- Born: 14 May 1912 Arecibo, Puerto Rico
- Died: May 20, 2005 (aged 93) Arecibo, Puerto Rico
- Occupation: Industrialist

= José Victor Oliver Ledesma =

Puerto Rican industrialist (1912–2005)

José Victor Oliver Ledesma (14 May 1912 — 20 May 2005) was a Puerto Rican industrialist owner of Puerto Rico Distillers.

== Biography ==
Ledesma was born 14 May 1912 in Arecibo, Puerto Rico. He graduated with a degree in engineering from Cornell University in June 1936, having been excused from taking his final exams his senior year.
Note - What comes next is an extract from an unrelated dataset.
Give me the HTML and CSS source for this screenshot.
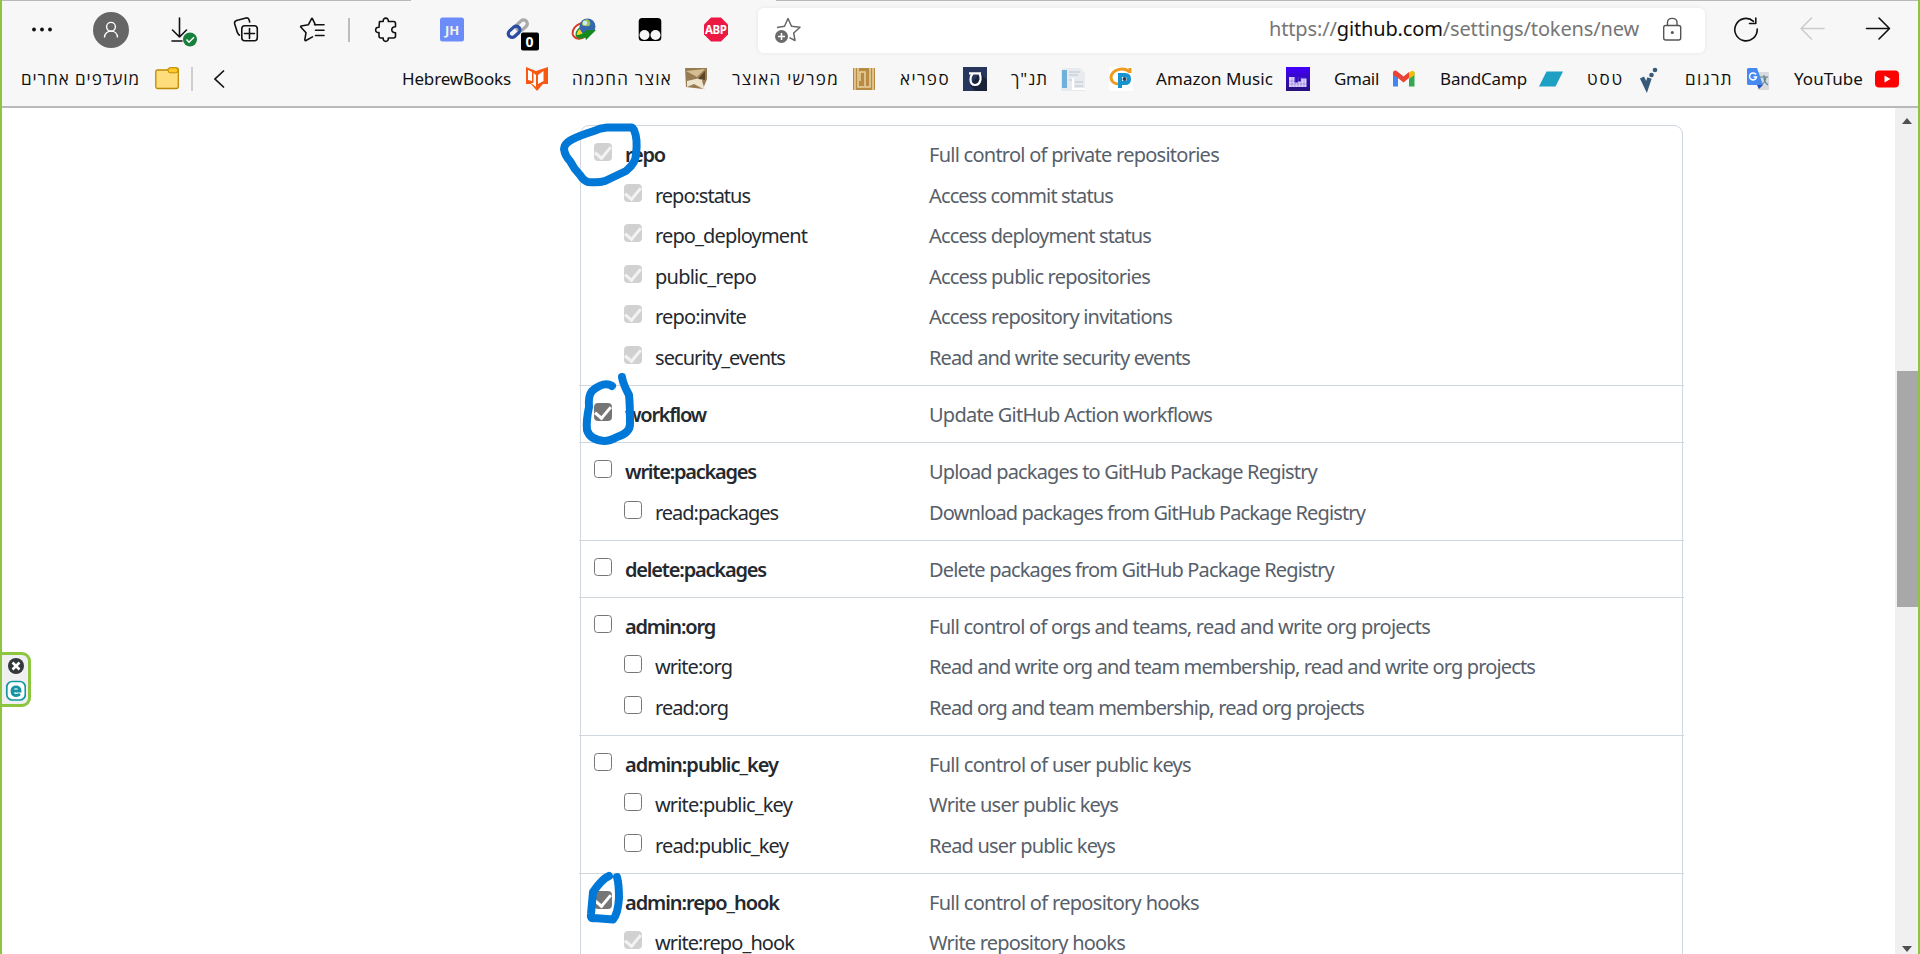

He returned to Puerto Rico and began working as an engineer at La Central Cambalache, a sugarcane mill in Arecibo, Puerto Rico. By 1937, he held the position of Treasurer of Puerto Rico Distillers Corporation. By 1941, he was the first President of "Licoreria Roses". While at Licoreria Roses, he created a subsidiary called Ron Rico Corporation which was a pioneer in the United States rum market. Later he coordinated the merger of Ron Rico with Seagrams, and which led to the creation of Puerto Rico Distillers.

He married Blanca Miguelina Correa. He was a member of Phi Sigma Alpha fraternity.

Ledesma died on 20 May 2005 in Arecibo.